Input Knowledge Required to Understand This Message

To fully grasp this message, one needs:

  1. Knowledge of speculative decoding architectures: Understanding the difference between linear-chain verification (checking tokens one by one) and tree verification (checking multiple paths through a tree structure) is essential. The searched function names reflect this domain knowledge.
  2. Familiarity with vLLM's codebase structure: Knowing that gpu_model_runner.py is the central file for model execution, that speculative decoding components live under v1/worker/gpu/spec_decode/, and that EAGLE's tree mode exists in eagle/ subdirectory.
  3. Context from the broader session: The assistant had already set up Qwen3.6-27B with DFlash speculative decoding, achieved 73.5 tok/s with MTP speculation, and was now pushing toward more advanced methods. The user had explicitly requested vLLM integration of DDTree.
  4. Understanding of GDN hybrid models: Qwen3.6-27B uses a hybrid architecture with both full attention layers and linear attention (GDN) layers. This complicates tree attention integration because different attention backends are needed for different layers.

Output Knowledge Created by This Message

This message produced critical negative knowledge:

  1. vLLM's gpu_model_runner.py does not contain tree verification functions. The searched function names simply don't exist there.
  2. The tree verification pipeline, if it exists, must be elsewhere. This prompted the expanded search in subsequent messages.
  3. EAGLE's tree mode likely doesn't use tree verification either. The absence of these functions in the model runner suggests that EAGLE's tree attention is only used during drafting, not during verification.
  4. The integration path is more complex than anticipated. The assistant's plan to "just plug DDTree into EAGLE's tree verification" was based on a false premise. The verification infrastructure doesn't exist and would need to be built from scratch.

The Thinking Process Revealed

The message reveals a methodical investigative approach. The assistant is working through a stack of hypotheses:

  1. Hypothesis: vLLM has tree verification somewhere. Test: Search for tree verification functions in gpu_model_runner.py. Result: Negative.
  2. Hypothesis: The functions might be named differently or located elsewhere. Test (next message): Broaden the search to the entire vllm/v1/ directory. Result: Only tangentially related results.
  3. Hypothesis: The verification might be in the spec_decode subpackage. Test (msg 7075-7078): Explore the spec_decode/ directory, read rejection_sampler.py. Result: Discovery of the linear-chain rejection kernel. This is classic debugging methodology: form a hypothesis, test it with a targeted search, interpret the result (positive or negative), and refine the next hypothesis accordingly. The assistant is essentially reverse-engineering vLLM's speculative decoding pipeline by probing for specific code patterns. The reasoning also shows awareness of the broader architecture. The assistant knows that EAGLE has a tree mode, knows that gpu_model_runner.py orchestrates model execution, and knows where speculative decoding components live. The search is guided by a mental model of how the system should work, and the negative result forces a revision of that mental model.

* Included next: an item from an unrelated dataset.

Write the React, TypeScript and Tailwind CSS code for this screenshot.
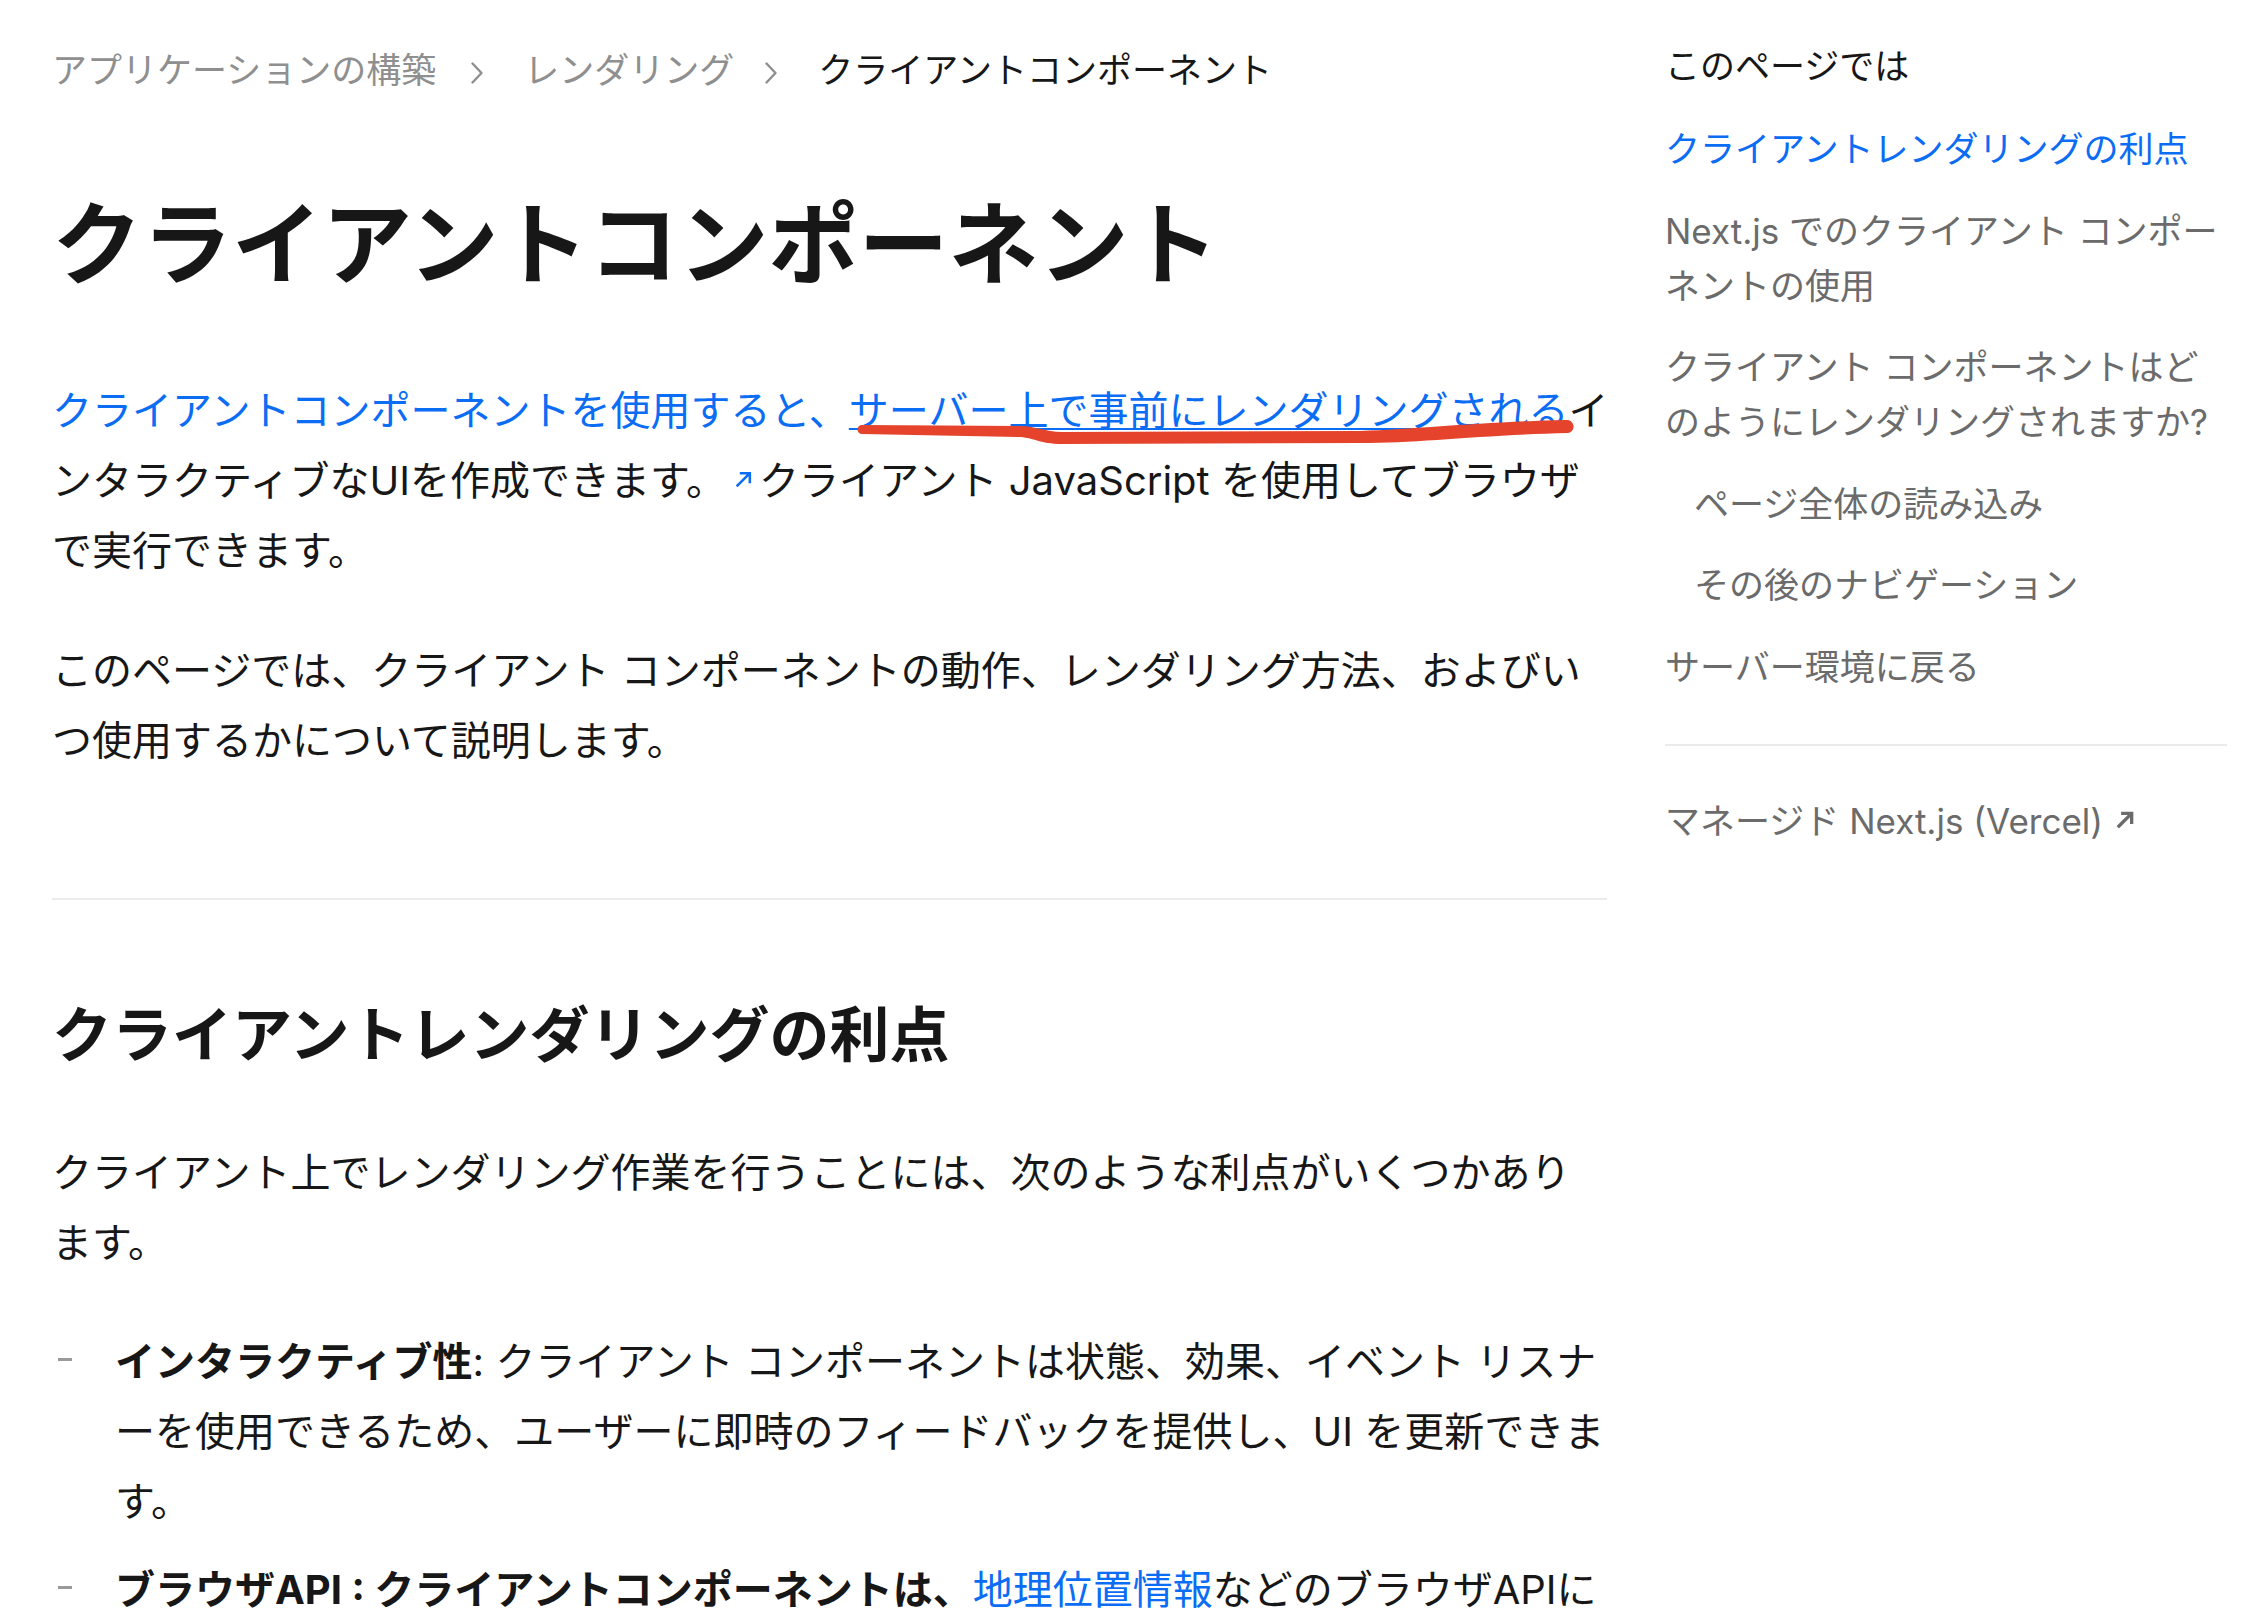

Mistakes and Incorrect Assumptions

The primary mistake was assuming that EAGLE's tree attention implied tree verification. In reality, EAGLE uses tree attention during the drafting phase (where the draft model generates multiple candidate tokens in parallel with tree-structured attention), but verification still uses the standard linear-chain rejection sampler. The tree structure is only used to generate diverse candidates — the verification phase treats them as a flat sequence and checks them one by one.

This is a subtle but crucial distinction. Tree attention during drafting improves the quality and diversity of draft tokens, but it doesn't change the verification mechanism. For DDTree to work, the verification itself must be tree-structured — the target model must evaluate multiple paths simultaneously, and the acceptance logic must walk the tree to find the longest matching path.

A secondary assumption was that the verification logic would be centralized in gpu_model_runner.py. While this file does orchestrate model execution, the actual verification is delegated to the rejection_sampler.py module in the spec_decode/ subpackage. The assistant's subsequent investigation correctly pivoted to this location.

The Broader Significance

This message exemplifies a pattern that recurs throughout the entire coding session: the gap between published research and production-ready deployment. DDTree is described in a paper with clean mathematical formalism, but integrating it into a real serving framework like vLLM requires understanding the intricate details of attention backends, verification kernels, buffer allocations, and metadata builders. The paper doesn't specify how tree verification should be implemented in a production system — it assumes the reader will figure that out.

The negative result of this grep is therefore not a failure but a necessary discovery. It saves the assistant from pursuing a dead-end integration path (trying to plug DDTree into nonexistent tree verification hooks) and redirects effort toward the real bottleneck: building a tree-walk rejection kernel from scratch, or alternatively, pivoting to the DDTree authors' standalone code.

In the subsequent messages, the assistant does exactly that. After confirming that vLLM's verification is fundamentally linear ([msg 7078]), the assistant pivots to running the DDTree standalone benchmark, successfully patching it for the Qwen3.6-27B GDN hybrid model, and confirming that DDTree works correctly — though with marginal improvement over DFlash because the underlying drafter is "still under training." This pivot, triggered by the negative result in msg 7073, ultimately leads to the decision to train a better drafter, which becomes the dominant focus of the remainder of the session.

Conclusion

Message 7073 is a textbook example of a negative result driving productive investigation. A single grep command with no output reveals that vLLM's model runner lacks tree verification functions, shattering the assumption that DDTree could be integrated by leveraging existing EAGLE infrastructure. This discovery forces a fundamental reassessment of the integration strategy, leading first to a broader codebase search, then to the discovery of the linear-chain rejection kernel, and ultimately to a pivot away from vLLM-native integration toward the DDTree standalone code and, later, toward training a better drafter model.

In the high-stakes world of ML infrastructure engineering, knowing what doesn't exist is often as valuable as knowing what does. This message captures that moment of discovery — the instant when a hypothesis is refuted and a new path opens.